With the Opera results compromised, we reran the tests using the stock browser app (JSBench did not work in this browser). These results show that the ZenFone 2 is more than capable of running JavaScript code. Note, however, that these results are not comparable to the other phones using Opera, since the stock browser app is newer and has a faster JavaScript engine.
So, what conclusions can we draw from our testing? The synthetic tests show that Intel’s Silvermont CPU core is roughly equivalent to an ARM A53 core at the same clock frequency, with Silvermont holding a slight advantage in floating point performance. Running its CPU cores at a higher frequency gives the Atom Z3580 a performance advantage over A53 based SoCs such as the Snapdragon 410 and 615 as well as most MediaTek SoCs, however. While it’s a strong contender in the mid-range market, Atom still cannot match the theoretical performance of Apple’s A8 or A57 based SoCs like the Exynos 7420 at the high-end of the market.

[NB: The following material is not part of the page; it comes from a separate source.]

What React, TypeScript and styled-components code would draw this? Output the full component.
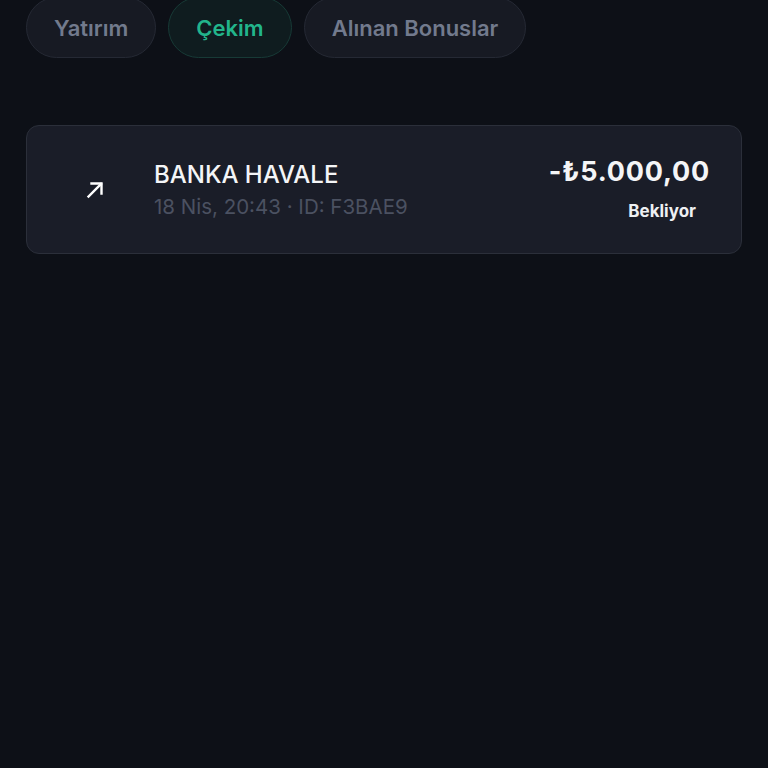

Ultimately, theoretical CPU performance is only part of the user experience equation. Running more realistic, mixed workloads that stress the entire system is when the ZenFone 2 rises to the occasion. Its combination of decent CPU performance, reasonably quick NAND reads, and a memory controller optimized for random memory accesses makes it feel like you’re using a flagship device that costs several hundred dollars more.